Concerns have been raised over potential environmental degradation and destruction of ecosystems, and over the possible impact on local populations. The Kenyan government has made it clear historical sites and fragile ecosystems at Lamu will not be affected by construction. LAPSSET’s CEO, Silvester Kasuku, says firmly that environmental issues have been taken into consideration, and notes that government has allocated funds for capacity development, compensation and setting up community steering committees. “Nothing really meaningful will happen unless people agree; there will be continued engagement with communities and dialogue with local leaders.”
In sum, LAPSSET aims to integrate regional transport infrastructure, covering Kenya, Uganda, South Sudan and Ethiopia, and Kenya’s maritime shipping industry.
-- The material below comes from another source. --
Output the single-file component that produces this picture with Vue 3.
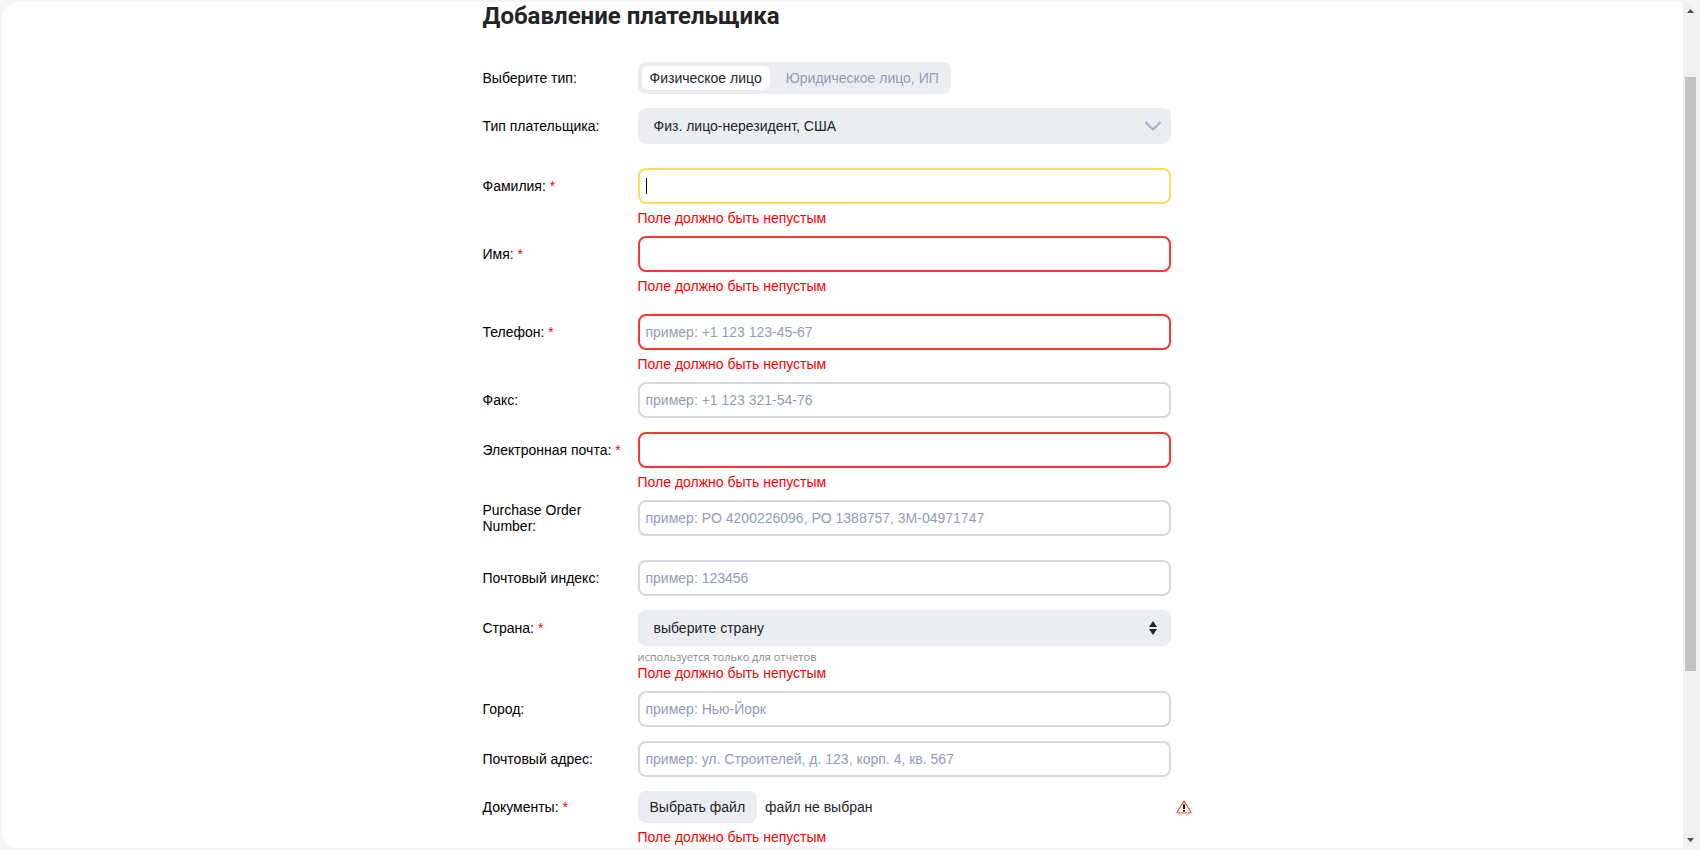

It will relieve Mombasa, one of the most congested ports in Africa. It will provide massive development opportunities for Kenya, employment creation, investment, and economic growth, as well as help to tap resources, introduce high-value investments, new technologies, create stronger domestic labor capacity, reducing unemployment rates and poverty levels. South Sudan and Uganda would also benefit significantly as would Ethiopia. With Ethiopia’s rapidly growing economy, LAPSSET offers access to other major port to handle its increasing transportation demands. The corridor would provide access to Ethiopia’s planned sugarcane developments in the southwest.
LAPSSET is a highly ambitious project requiring considerable foreign investment but it is now attracting substantial interest from multinational companies as oil discoveries are made in the region. The opportunities presented by LAPSSET promise new trade routes with international partners in the Middle East and Asia, greater regional stability arising from a secure export corridor for South Sudan, and the very real potential to lift millions from poverty through jobs and economic infrastructure development.